- Written by: De Nattergale
- Directed by: Jukka Virtanen
- Starring: Seppo Korjus [fi] Kari Lehtomäki [fi] Raimo Smedberg [fi] Jukka Virtanen
- Countries of origin: Finland Denmark
- Original languages: Finnish English
- No. of episodes: 24

Production
- Producers: Hans-Erik Saks Pirkko Leisti
- Cinematography: Steen Linde Rene Schmidt Carsten Knudsen [da]
- Running time: 15 minutes
- Production companies: Saks Film og Tv MTV Oy

Original release
- Network: MTV3
- Release: 1 December – 24 December 1997

= The Joulukalenteri =

Finnish television series

The Joulukalenteri (combination of English word "The" and Finnish word for "Christmas Calendar") is a 1997 Finnish television miniseries produced by MTV3 that has been broadcast again several times. (Note: In 1998, 2007, 2017, 2018, 2019, 2022, 2023 and 2024.) It was based on the Danish series The Julekalender from 1991. A Norwegian version was made in 1994.

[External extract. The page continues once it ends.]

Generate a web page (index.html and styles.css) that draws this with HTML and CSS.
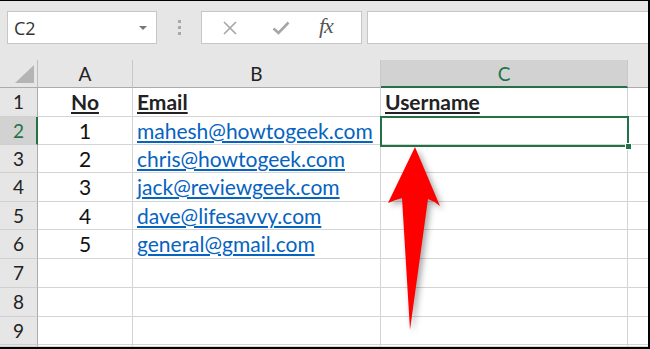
FILE: index.html
```html
<!DOCTYPE html>
<html lang="en">
<head>
  <meta charset="UTF-8">
  <title>Sheet - select C2</title>
  <link rel="stylesheet" href="styles.css">
</head>
<body>
  <div class="window">
    <div class="formula-bar">
      <div class="name-box">
        <span>C2</span>
        <span class="caret"></span>
      </div>
      <div class="grip"><i></i><i></i><i></i></div>
      <div class="fx-buttons">
        <svg class="icon" width="16" height="16" viewBox="0 0 16 16">
          <path d="M2 2 L14 14 M14 2 L2 14" stroke="#a6a6a6" stroke-width="1.6" fill="none"/>
        </svg>
        <svg class="icon" width="18" height="16" viewBox="0 0 18 16">
          <path d="M1.5 8.5 L6.5 13 L16.5 2.5" stroke="#a6a6a6" stroke-width="2.6" fill="none"/>
        </svg>
        <span class="fx">fx</span>
      </div>
      <div class="formula-input"></div>
    </div>

    <div class="sheet">
      <div class="grid">
        <!-- header row -->
        <div class="corner"><span class="tri"></span></div>
        <div class="col-head">A</div>
        <div class="col-head">B</div>
        <div class="col-head active">C</div>
        <div class="col-head last"></div>

        <div class="row-head">1</div>
        <div class="cell center"><b class="title">No</b></div>
        <div class="cell"><b class="title">Email</b></div>
        <div class="cell"><b class="title">Username</b></div>
        <div class="cell last"></div>

        <div class="row-head active">2</div>
        <div class="cell center">1</div>
        <div class="cell"><a class="link">mahesh@howtogeek.com</a></div>
        <div class="cell"></div>
        <div class="cell last"></div>

        <div class="row-head">3</div>
        <div class="cell center">2</div>
        <div class="cell"><a class="link">chris@howtogeek.com</a></div>
        <div class="cell"></div>
        <div class="cell last"></div>

        <div class="row-head">4</div>
        <div class="cell center">3</div>
        <div class="cell"><a class="link">jack@reviewgeek.com</a></div>
        <div class="cell"></div>
        <div class="cell last"></div>

        <div class="row-head">5</div>
        <div class="cell center">4</div>
        <div class="cell"><a class="link">dave@lifesavvy.com</a></div>
        <div class="cell"></div>
        <div class="cell last"></div>

        <div class="row-head">6</div>
        <div class="cell center">5</div>
        <div class="cell"><a class="link">general@gmail.com</a></div>
        <div class="cell"></div>
        <div class="cell last"></div>

        <div class="row-head">7</div>
        <div class="cell"></div>
        <div class="cell"></div>
        <div class="cell"></div>
        <div class="cell last"></div>

        <div class="row-head">8</div>
        <div class="cell"></div>
        <div class="cell"></div>
        <div class="cell"></div>
        <div class="cell last"></div>

        <div class="row-head">9</div>
        <div class="cell"></div>
        <div class="cell"></div>
        <div class="cell"></div>
        <div class="cell last"></div>

        <div class="row-head"></div>
        <div class="cell"></div>
        <div class="cell"></div>
        <div class="cell"></div>
        <div class="cell last"></div>
      </div>

      <!-- selected cell C2 -->
      <div class="selection"><span class="handle"></span></div>

      <!-- callout arrow -->
      <svg class="arrow" width="80" height="200" viewBox="0 0 80 200">
        <path d="M35 0 L60 59 Q54 54 48 52 L30 183 L22 51 Q15 53 8 56 Z" fill="#ff0000"/>
      </svg>
    </div>
  </div>
</body>
</html>
```

FILE: styles.css
```css
* {
  box-sizing: border-box;
}

body {
  margin: 0;
  background: #000;
}

.window {
  width: 650px;
  height: 349px;
  overflow: hidden;
  background: #e6e6e6;
  border-top: 1px solid #000;
  border-right: 2px solid #000;
  border-bottom: 2px solid #000;
  font-family: Lato, "Open Sans", sans-serif;
}

/* formula bar */
.formula-bar {
  display: flex;
  height: 59px;
  padding: 10px 0 0 7px;
}

.name-box {
  width: 150px;
  height: 33px;
  background: #fff;
  border: 1px solid #c6c6c6;
  display: flex;
  align-items: center;
  justify-content: space-between;
  padding: 0 9px 0 6px;
  font-family: "Open Sans", sans-serif;
  font-size: 18px;
  color: #333;
}

.caret {
  width: 0;
  height: 0;
  border-left: 4px solid transparent;
  border-right: 4px solid transparent;
  border-top: 4px solid #777;
  margin-top: 1px;
}

.grip {
  width: 44px;
  height: 33px;
  display: flex;
  flex-direction: column;
  align-items: center;
  justify-content: center;
  gap: 3px;
}

.grip i {
  width: 3px;
  height: 3px;
  background: #a8a8a8;
}

.fx-buttons {
  width: 161px;
  height: 33px;
  background: #fff;
  border: 1px solid #c6c6c6;
  display: flex;
  align-items: center;
  padding-left: 20px;
  gap: 34px;
}

.fx {
  font-family: "Liberation Serif", serif;
  font-style: italic;
  font-size: 22px;
  color: #555;
  letter-spacing: -1px;
  margin-left: -5px;
  margin-top: -3px;
}

.formula-input {
  flex: 1;
  height: 33px;
  margin-left: 5px;
  background: #fff;
  border: 1px solid #c6c6c6;
  border-right: none;
}

/* sheet */
.sheet {
  position: relative;
  height: 287px;
  background: #fff;
}

.grid {
  display: grid;
  grid-template-columns: 38px 95px 248px 247px 1fr;
  grid-template-rows: 28px 29px 28px 28px 29px 28px 29px 29px 29px 28px 1fr;
  height: 100%;
}

.corner,
.col-head,
.row-head {
  background: #e6e6e6;
  color: #222;
}

.corner {
  position: relative;
  border-right: 1px solid #bdbdbd;
  border-bottom: 1px solid #ababab;
}

.tri {
  position: absolute;
  right: 3px;
  bottom: 4px;
  width: 0;
  height: 0;
  border-left: 19px solid transparent;
  border-bottom: 18px solid #b4b4b4;
}

.col-head {
  border-right: 1px solid #c8c8c8;
  border-bottom: 1px solid #ababab;
  font-size: 19px;
  text-align: center;
  line-height: 28px;
}

.col-head.active {
  background: #d2d2d2;
  color: #217346;
  border-bottom: 2px solid #217346;
}

.col-head.last {
  border-right: none;
}

.row-head {
  border-right: 1px solid #ababab;
  border-bottom: 1px solid #d0d0d0;
  font-size: 19px;
  padding-left: 13px;
  line-height: 28px;
}

.row-head.active {
  background: #d2d2d2;
  color: #217346;
  border-right: 2px solid #217346;
}

.cell {
  border-right: 1px solid #d4d4d4;
  border-bottom: 1px solid #d4d4d4;
  font-size: 21px;
  color: #111;
  padding-left: 4px;
  line-height: 28px;
  white-space: nowrap;
}

.cell.center {
  text-align: center;
  padding-left: 0;
}

.cell.last {
  border-right: none;
}

.title {
  text-decoration: underline;
  color: #222;
}

.link {
  color: #0563c1;
  text-decoration: underline;
}

.selection {
  position: absolute;
  left: 380px;
  top: 56px;
  width: 249px;
  height: 31px;
  border: 2px solid #217346;
}

.handle {
  position: absolute;
  right: -5px;
  bottom: -5px;
  width: 7px;
  height: 7px;
  background: #217346;
  border: 1px solid #fff;
}

.arrow {
  position: absolute;
  left: 380px;
  top: 87px;
  filter: drop-shadow(3px 3px 3px rgba(0, 0, 0, 0.35));
}
```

The series came out in December 1997 with one episode per day, concluding on Christmas Eve. The original concept and script of the series, as well as its numerous songs came from the Danish trio of De Nattergale (Carsten Knudsen, Uffe Rørbæk Madsen and Viggo Sommer). The Finnish adaptation was directed by Jukka Virtanen and starred Seppo Korjus, Kari Lehtomäki, Raimo Smedberg and Jukka Virtanen.

==Plot summary==

In Alaska (referred to as "a faraway place at the edge of the world") the old elf Iki-Iäkäs is dying, because the musicbox which plays his life's melody is about to stop. Iki-Iäkäs sends three elves, Toivo, Kauko and Hande, to Finland (whence the elves were driven away by the evil and greedy Näsä) to find the key to the music box so that it can be rewound.

After forgetting to fill the tank of their aeroplane, the elves crash into the woods. They manage to steal fuel from a nearby farm, the occupants of which are completely unaware of the elves' presence and the true intentions of their bizarre guest Pentti. Pentti is, in actuality, a Näsä sent to steal the elves' Book of Knowledge which holds the answer to every question. Despite getting the gas, they can't leave, because the propeller was twisted in the crash and so Kauko, an elf of an established carpenter family, begins to make a new one out of wood.

As a comedic touch, the three elves speak in a mixture of Finnish and English. This is mostly Finnish but (almost) every line contains a few words or phrases replaced by English in random places.